Your objective
Each line of the data that includes the string "React" is to be copied out.

— START OF Dataset excerpt —

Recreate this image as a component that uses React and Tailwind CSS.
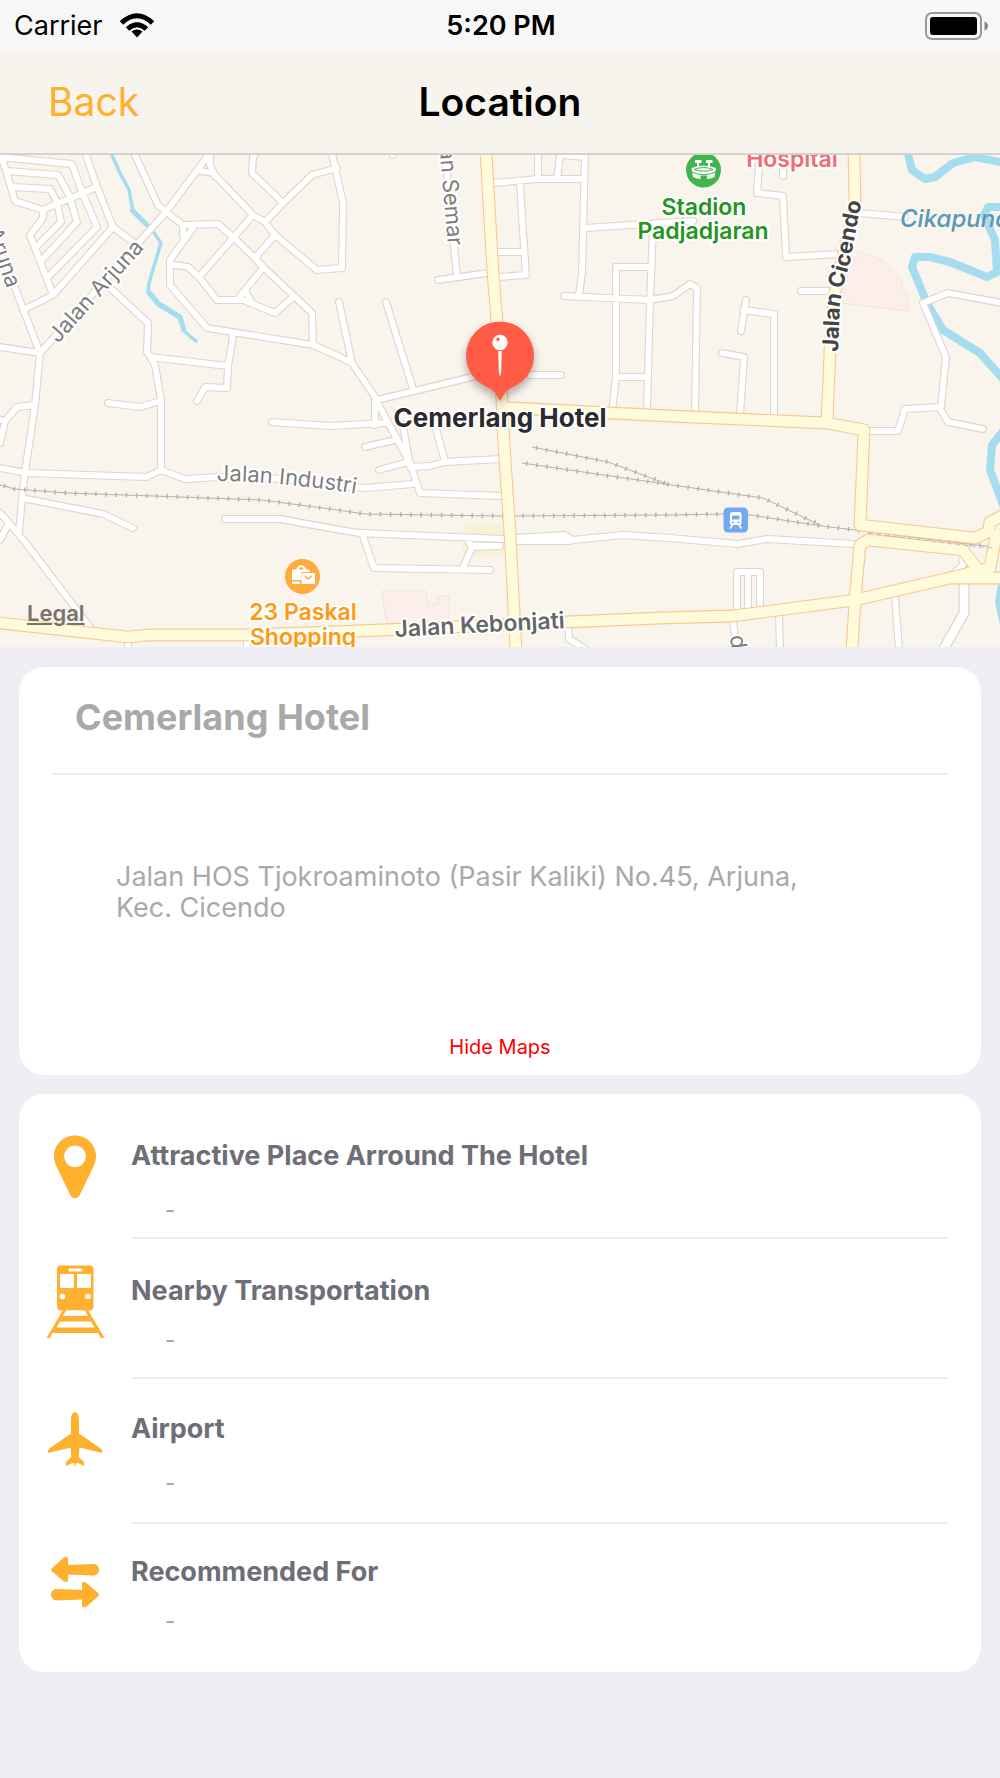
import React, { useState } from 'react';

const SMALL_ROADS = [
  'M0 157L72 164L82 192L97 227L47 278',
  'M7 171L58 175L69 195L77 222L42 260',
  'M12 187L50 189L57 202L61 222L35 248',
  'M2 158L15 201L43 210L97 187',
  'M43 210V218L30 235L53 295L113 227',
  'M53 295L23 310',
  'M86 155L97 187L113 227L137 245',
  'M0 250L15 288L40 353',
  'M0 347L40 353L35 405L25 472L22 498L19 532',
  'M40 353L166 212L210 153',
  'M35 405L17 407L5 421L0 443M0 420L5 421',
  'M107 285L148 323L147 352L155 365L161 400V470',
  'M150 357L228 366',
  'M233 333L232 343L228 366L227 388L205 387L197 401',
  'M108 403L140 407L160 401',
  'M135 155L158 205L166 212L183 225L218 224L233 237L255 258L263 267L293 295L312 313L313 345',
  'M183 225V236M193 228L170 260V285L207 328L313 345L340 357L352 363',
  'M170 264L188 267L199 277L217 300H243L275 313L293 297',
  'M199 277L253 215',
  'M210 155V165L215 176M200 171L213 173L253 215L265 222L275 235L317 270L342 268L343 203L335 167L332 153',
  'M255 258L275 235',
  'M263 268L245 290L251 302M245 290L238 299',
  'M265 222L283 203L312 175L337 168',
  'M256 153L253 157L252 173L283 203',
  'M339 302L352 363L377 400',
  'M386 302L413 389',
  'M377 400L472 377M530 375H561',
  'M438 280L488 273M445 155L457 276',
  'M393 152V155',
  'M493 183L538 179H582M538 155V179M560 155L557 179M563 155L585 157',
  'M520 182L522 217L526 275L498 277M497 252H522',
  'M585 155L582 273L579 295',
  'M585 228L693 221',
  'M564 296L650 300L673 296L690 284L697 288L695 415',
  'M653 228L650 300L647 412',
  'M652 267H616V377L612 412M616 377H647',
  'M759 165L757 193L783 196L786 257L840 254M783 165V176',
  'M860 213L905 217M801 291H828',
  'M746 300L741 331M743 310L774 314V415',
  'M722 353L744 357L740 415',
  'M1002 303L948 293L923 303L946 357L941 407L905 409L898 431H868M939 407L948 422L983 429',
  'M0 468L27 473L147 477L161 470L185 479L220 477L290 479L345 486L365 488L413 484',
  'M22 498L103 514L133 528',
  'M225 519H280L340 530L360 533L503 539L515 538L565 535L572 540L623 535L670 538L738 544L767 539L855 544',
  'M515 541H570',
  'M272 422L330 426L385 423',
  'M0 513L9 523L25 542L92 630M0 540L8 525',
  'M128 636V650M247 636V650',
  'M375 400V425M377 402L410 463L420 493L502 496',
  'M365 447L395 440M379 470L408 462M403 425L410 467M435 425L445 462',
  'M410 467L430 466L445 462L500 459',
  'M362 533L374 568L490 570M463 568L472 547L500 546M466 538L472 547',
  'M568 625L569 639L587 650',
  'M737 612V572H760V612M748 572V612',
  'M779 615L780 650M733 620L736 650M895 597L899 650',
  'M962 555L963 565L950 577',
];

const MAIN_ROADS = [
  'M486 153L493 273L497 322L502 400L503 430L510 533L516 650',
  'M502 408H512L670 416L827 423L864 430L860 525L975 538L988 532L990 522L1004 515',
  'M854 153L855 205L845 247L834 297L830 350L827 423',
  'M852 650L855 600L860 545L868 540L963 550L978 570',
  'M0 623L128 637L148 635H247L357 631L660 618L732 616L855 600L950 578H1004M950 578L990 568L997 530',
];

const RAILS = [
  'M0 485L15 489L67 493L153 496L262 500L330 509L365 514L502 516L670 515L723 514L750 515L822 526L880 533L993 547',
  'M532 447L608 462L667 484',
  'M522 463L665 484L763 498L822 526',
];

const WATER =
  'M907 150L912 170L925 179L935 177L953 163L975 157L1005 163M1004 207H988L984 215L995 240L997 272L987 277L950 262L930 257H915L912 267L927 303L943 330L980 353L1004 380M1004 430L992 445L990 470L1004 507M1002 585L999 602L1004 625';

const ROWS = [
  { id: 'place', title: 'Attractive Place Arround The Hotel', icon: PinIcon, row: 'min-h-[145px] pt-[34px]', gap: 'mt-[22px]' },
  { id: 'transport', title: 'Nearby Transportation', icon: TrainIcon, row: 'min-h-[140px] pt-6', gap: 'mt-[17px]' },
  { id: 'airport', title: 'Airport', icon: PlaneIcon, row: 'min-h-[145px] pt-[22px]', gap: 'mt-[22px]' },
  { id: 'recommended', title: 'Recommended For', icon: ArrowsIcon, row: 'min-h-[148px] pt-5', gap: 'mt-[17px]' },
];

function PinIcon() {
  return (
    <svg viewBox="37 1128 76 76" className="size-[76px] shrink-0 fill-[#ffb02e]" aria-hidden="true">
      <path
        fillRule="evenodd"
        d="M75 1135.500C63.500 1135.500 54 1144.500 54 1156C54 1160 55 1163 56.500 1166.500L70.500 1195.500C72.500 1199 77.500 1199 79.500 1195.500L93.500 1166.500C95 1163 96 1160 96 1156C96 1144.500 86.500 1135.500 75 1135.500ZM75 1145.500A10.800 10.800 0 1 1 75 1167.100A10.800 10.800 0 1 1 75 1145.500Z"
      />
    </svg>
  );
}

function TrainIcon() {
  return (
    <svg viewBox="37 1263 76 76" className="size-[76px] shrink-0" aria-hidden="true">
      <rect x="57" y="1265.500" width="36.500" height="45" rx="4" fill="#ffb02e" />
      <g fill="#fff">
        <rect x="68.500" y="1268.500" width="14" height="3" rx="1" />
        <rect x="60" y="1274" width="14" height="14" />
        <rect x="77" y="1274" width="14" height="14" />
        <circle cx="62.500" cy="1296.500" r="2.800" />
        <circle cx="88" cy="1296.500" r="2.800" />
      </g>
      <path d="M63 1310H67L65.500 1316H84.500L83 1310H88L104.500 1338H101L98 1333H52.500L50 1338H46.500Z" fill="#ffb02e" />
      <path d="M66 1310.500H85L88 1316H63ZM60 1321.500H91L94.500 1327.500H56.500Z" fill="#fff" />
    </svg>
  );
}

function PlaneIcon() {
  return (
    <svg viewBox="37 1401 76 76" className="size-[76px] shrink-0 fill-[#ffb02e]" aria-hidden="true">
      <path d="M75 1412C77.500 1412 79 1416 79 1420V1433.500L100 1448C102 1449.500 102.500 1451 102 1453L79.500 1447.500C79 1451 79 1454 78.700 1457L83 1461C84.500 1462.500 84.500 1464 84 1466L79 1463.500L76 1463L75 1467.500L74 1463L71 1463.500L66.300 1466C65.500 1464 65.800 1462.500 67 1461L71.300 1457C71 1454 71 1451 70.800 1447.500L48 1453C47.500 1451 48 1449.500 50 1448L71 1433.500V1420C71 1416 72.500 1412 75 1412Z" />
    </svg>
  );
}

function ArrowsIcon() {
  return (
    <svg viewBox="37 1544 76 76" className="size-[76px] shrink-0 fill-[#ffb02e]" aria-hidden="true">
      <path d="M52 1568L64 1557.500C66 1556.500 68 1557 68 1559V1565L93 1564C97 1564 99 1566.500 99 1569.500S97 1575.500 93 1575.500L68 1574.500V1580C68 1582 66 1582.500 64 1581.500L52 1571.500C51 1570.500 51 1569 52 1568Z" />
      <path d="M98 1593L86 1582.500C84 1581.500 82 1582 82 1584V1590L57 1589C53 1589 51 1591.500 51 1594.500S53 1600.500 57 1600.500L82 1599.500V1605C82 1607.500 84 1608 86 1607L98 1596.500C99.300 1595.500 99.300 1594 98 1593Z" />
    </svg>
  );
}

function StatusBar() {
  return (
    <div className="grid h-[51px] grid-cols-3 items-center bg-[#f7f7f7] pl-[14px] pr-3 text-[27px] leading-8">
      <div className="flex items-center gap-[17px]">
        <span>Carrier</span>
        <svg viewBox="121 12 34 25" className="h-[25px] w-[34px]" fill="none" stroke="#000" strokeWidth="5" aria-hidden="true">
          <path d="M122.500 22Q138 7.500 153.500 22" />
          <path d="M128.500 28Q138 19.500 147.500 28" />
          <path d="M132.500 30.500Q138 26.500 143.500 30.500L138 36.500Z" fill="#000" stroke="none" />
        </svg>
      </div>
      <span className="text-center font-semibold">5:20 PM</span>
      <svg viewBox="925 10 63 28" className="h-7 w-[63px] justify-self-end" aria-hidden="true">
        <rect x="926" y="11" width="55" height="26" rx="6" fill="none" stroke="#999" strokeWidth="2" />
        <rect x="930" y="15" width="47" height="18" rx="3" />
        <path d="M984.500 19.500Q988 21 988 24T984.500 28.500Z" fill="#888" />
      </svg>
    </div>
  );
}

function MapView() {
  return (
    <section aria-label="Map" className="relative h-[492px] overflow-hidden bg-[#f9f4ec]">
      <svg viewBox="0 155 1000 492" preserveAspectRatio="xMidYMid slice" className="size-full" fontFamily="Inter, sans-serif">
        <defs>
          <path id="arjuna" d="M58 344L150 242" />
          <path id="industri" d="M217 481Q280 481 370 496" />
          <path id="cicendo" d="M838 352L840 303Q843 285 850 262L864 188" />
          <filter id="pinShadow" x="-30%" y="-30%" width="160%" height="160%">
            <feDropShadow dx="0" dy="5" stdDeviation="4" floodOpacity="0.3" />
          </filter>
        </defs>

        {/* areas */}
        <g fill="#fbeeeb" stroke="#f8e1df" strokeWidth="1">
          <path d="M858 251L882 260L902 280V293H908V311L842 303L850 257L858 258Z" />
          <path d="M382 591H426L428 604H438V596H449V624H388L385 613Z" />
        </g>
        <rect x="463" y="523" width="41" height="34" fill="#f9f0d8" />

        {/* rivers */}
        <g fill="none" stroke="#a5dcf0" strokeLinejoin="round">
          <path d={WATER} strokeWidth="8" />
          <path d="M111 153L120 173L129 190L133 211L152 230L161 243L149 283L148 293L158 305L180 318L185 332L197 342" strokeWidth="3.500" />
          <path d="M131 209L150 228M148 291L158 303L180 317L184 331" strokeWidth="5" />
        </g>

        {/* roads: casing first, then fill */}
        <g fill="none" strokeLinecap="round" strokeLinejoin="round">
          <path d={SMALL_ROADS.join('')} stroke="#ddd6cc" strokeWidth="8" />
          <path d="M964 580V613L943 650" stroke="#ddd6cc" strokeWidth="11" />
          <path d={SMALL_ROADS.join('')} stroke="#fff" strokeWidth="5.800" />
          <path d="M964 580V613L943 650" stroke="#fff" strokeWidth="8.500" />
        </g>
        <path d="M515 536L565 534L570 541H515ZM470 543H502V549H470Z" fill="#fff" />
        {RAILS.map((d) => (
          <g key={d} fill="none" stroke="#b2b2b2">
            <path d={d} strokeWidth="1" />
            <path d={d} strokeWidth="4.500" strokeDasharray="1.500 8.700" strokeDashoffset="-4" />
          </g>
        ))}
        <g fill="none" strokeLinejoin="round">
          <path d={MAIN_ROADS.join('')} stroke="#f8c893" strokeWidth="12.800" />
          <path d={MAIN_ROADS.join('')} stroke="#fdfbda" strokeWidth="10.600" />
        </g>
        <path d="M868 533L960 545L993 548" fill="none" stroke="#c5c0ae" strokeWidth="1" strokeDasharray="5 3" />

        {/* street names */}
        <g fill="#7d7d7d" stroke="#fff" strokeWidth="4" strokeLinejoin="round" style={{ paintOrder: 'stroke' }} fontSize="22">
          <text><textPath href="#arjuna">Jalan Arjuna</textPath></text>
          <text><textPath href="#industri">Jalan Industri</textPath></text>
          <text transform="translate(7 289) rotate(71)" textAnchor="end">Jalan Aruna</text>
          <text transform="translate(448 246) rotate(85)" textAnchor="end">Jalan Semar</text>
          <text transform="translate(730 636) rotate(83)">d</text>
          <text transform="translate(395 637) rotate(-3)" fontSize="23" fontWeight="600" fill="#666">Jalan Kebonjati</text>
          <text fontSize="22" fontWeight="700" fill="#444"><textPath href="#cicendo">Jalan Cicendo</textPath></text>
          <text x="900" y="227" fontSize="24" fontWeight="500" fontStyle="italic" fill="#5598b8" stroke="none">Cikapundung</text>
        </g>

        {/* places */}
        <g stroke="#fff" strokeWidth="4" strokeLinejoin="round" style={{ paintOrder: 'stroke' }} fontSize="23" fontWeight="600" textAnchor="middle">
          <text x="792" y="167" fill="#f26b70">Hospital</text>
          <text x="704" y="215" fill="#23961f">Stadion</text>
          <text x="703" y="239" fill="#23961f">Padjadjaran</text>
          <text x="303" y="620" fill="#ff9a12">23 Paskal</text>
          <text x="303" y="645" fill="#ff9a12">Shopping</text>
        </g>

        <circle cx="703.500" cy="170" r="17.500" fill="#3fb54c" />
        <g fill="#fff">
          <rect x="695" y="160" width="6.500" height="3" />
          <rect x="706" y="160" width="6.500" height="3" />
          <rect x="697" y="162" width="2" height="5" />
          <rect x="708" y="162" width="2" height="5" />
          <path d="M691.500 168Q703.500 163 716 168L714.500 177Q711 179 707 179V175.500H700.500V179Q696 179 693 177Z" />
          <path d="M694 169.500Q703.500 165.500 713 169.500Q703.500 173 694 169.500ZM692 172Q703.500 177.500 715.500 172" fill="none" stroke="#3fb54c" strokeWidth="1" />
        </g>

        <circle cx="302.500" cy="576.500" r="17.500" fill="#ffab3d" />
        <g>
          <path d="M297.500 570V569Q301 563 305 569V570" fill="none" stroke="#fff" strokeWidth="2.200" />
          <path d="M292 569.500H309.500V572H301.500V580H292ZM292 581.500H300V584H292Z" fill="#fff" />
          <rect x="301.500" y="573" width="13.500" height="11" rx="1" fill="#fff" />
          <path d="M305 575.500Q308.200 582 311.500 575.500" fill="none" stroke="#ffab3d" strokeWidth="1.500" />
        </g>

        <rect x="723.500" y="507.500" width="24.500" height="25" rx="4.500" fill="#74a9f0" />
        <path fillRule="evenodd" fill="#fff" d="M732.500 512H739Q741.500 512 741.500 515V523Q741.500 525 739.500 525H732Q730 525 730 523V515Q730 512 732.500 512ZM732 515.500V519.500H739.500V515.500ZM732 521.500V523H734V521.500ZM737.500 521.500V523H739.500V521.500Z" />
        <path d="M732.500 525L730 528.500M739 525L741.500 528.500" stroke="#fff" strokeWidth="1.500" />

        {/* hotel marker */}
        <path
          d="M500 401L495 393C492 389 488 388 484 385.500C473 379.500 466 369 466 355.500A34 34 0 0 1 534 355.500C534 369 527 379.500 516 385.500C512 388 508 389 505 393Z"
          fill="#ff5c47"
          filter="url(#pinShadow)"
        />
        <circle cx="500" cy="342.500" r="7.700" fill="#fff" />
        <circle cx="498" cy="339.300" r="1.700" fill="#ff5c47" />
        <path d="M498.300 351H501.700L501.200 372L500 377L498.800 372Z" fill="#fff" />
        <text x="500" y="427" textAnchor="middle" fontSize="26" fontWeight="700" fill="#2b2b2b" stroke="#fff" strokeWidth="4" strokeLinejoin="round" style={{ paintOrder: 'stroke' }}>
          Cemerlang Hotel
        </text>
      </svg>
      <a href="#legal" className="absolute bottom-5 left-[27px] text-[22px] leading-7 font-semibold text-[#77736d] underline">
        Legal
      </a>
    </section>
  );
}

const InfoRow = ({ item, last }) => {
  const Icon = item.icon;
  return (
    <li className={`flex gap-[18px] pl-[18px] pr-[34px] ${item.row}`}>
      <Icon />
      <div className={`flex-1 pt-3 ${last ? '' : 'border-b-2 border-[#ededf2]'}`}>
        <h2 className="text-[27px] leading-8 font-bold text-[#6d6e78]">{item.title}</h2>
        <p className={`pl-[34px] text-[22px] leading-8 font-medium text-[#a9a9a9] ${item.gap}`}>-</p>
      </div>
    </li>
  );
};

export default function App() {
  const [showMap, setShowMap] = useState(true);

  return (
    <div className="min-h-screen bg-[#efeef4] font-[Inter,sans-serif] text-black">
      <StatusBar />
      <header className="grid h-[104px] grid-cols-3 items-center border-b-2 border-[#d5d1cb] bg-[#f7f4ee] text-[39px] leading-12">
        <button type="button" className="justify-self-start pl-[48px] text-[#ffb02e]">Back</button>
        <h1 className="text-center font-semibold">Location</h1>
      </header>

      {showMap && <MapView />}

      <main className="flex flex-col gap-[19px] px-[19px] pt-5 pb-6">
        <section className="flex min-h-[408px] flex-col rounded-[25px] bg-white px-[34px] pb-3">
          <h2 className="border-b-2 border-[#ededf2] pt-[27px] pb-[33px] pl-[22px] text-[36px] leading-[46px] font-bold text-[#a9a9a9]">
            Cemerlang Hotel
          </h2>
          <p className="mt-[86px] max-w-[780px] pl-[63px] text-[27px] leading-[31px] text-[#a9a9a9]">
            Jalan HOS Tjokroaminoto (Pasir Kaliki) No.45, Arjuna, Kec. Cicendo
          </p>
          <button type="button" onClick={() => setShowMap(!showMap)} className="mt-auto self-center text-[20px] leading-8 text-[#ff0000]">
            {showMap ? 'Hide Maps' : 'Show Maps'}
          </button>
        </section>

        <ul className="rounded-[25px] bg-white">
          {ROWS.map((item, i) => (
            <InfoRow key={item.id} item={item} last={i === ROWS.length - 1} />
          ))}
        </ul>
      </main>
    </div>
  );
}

— END OF Dataset excerpt —

Solution to this exercise
Recreate this image as a component that uses React and Tailwind CSS.
import React, { useState } from 'react';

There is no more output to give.